In scientific discourse, disagreement is necessary in order find the true nature of the phenomena that manifest in our observations.
What is dangerous is the suppression of competing ideas by those who hold control of communications. I am grateful that despite their reservations the editorial staff at WUWT is finally allowing these discussions to take place in an open forum. Hopefully this will lead to more such discussions in the larger sphere.
.Kevin Kilty, your 2001 lecture that you reference is an interesting read (that’s the one titled How to freeze to death in Wyoming..). I was initially going to just mention this as a simple acknowledgement of reading your presentation there, but there is another point to be made here, I think!
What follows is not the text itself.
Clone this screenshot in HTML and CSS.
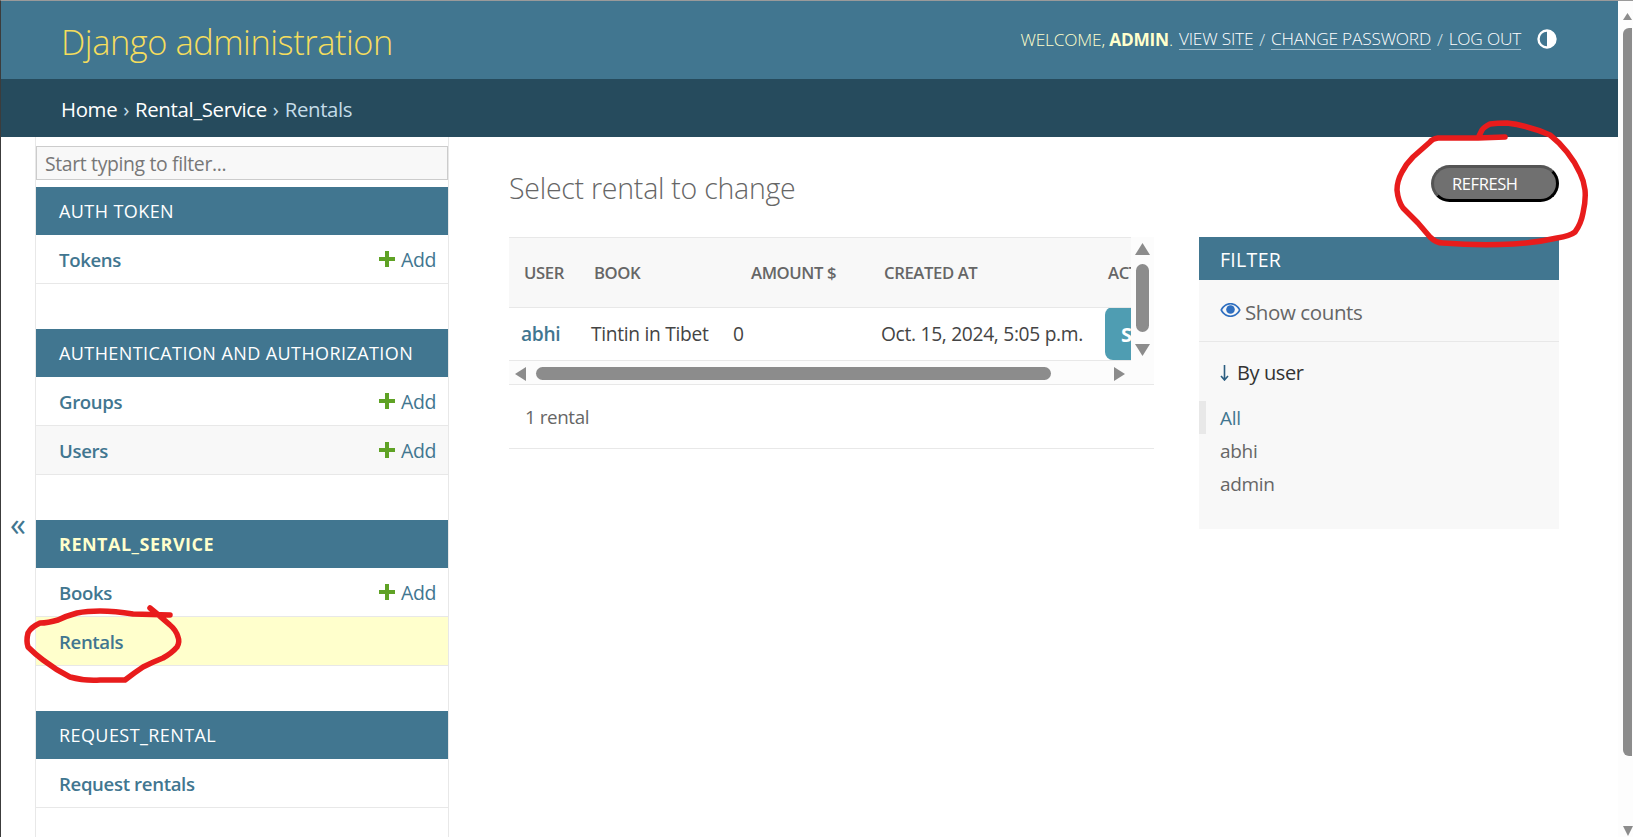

I notice that in this lecture, you cover several different topics relating to the complications of explaining the temperatures of objects in practical situations, even describing the effect of situations, like say, the effect of a katabatic wind going down a ground slope, effects of solid angle related ‘shape factors’, etc. At the same time, it happens that none of the examples covered in that presentation show any need to take the percentage of atmospheric CO2 into account?
Now, without jumping to any easy conclusions myself, what I find when I try to understand what you are saying here in the main article about radiometer detected emissions at Desert Rock, Nevada, it’s just ‘not at all’ a straightforward conclusion that atmospheric CO2 content is going to appreciably affect the upwelling and downwelling IR measurements, etc!
I mean, a whole lot of Modtran, or other simulation, has to get added in here, in order for greenhouse gas theory to somehow mean what it is conventionally supposed to mean?
So, even some sophisticated ‘area vs solid angle’ engineering formulae won’t quite get us to the usual greenhouse theory conclusions, not even to start?
.
I am really glad you wrote to me about this. I was hoping someone sought that lecture. I recall it being a lot of fun.
Putting an IR active medium between two objects at different temperatures changes the physics of the problem quite a lot. Luckily, in many instances, you can get a good idea of most of what goes on without need to even invoke the effect of the atmosphere on radiation transfer. In the case of the firemen and their doomed engine, we don’t need to be concerned about CO2 air water vapor at all, because the whole problem was solid angle of the inferno as viewed from the truck
In terms of handling IR active atmospheres in engineering, engineers often resort to rough rules which will calculate heat transfer to maybe plus or minus 10% accuracy. Of they resort to numerical tables. This is good enough for engineering because designs always apply some margin against unknown things. 20% margin is bare minimum in most cases.
Thanks for the link to the SURFRAD site. The photos were helpful. It shows the down facing pyrgeometer mounted on the 10 m tower and the up facing one on a stand nearer the ground with a clear sky view.
It appears both are Eppley, with an optical bandwidth specification of 4-50 μm.
I’ll share with you my interpretations of the IR curves, incorporating some of your comments.
I’ll assume that the calibrations of the instruments are consistent, and for now set aside stevekj’s concerns regarding what the instruments are actually measuring, concerns that I share. We’ll just look at the reported “flux” from the instrument, the temperature, and the wind speed.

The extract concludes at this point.